Niedrigzinsumfeld – eine Herausforderung für Banken und Versicherungen
Diesem Thema widmeten sich Karl Sevelda und Peter Hagen in einer launischen Diskussion. Niedrigzins ist immer schlecht für Banken, klarer kann man die Position einer Bank nicht fassen. Sevelda betont aber, dass dies nicht die einzige Herausforderung ist, zu diesem „new normal“ kommen noch Regulierung und die Lage in CEE dazu. Kostenseitig drücken die Regulierungskosten auf das Ergebnis, so kostet der Stresstest die RBI alleine rund 13 Mio. €. Die damit verbundenen Rechtsberatungskosten, IT-Kosten und auch Kosten für Konsumentenschutzagenden sind allesamt erheblich. Zusätzlich kommt ein – drastisch formuliert – „gieriger“ Finanzminister (vor allem im Vergleich mit anderen Staaten). An die Aufsichten und die Regulatoren formuliert Sevelda knapp: Man kann nicht alle Gefahren erfassen, Banking ist mehr als Mathematik, und auch eine Kreditentscheidung ist mehr als Mathematik. Zur Bankensteuer ganz allgemein: Da der Staat mit der wegfallenden Bail-out-Situation nicht mehr hinter den Banken steht, ist die österreichische Bankensteuer nicht mehr gerechtfertigt. Hagen sieht den Niedrigzins naturgemäß im Zusammenhang mit Lebensversicherungen als Problem; dieses werde ergänzt durch einen regulatorischen Furor.
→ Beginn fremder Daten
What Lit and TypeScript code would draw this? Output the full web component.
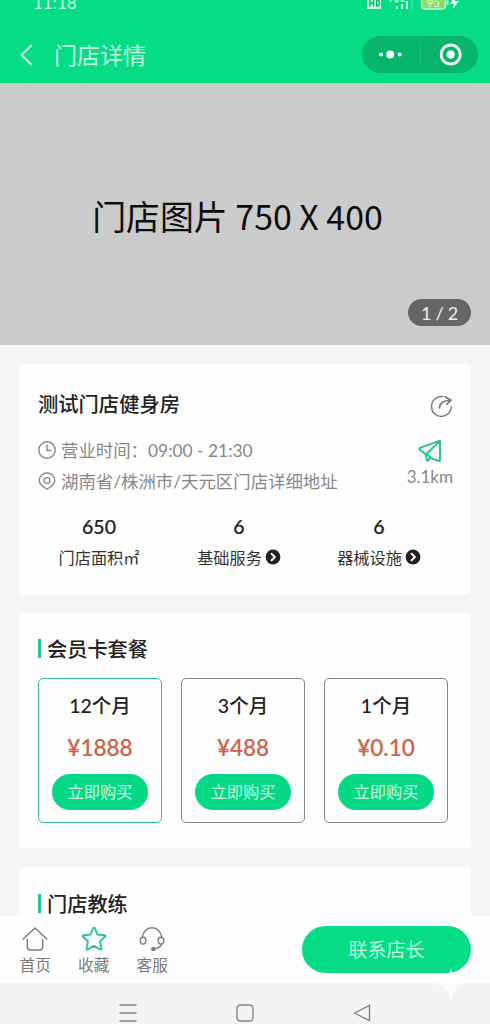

Rhetorisch gefragt: Hat den Kunden schon je jemand gefragt, ob er für die höhere Sicherheit auch bereit ist, den höheren Preis zu bezahlen? Auch hier kamen Zweifel zur Sprache, ob alle Risiken in Modellen abbildbar sind, und zusätzlich, ob bzw. wie das Risiko eines Modellfehlers modelliert werden kann. Persönlich wollte Sevelda seine Sorgen an Hagen (im Sinne dessen Werbeslogan) weitergeben, und Hagen kündigte an, dass das österreichische Pensionskonto jedem Österreicher die Möglichkeit eines Pensionsschocks schon vor dem Pensionsantritt ermöglicht.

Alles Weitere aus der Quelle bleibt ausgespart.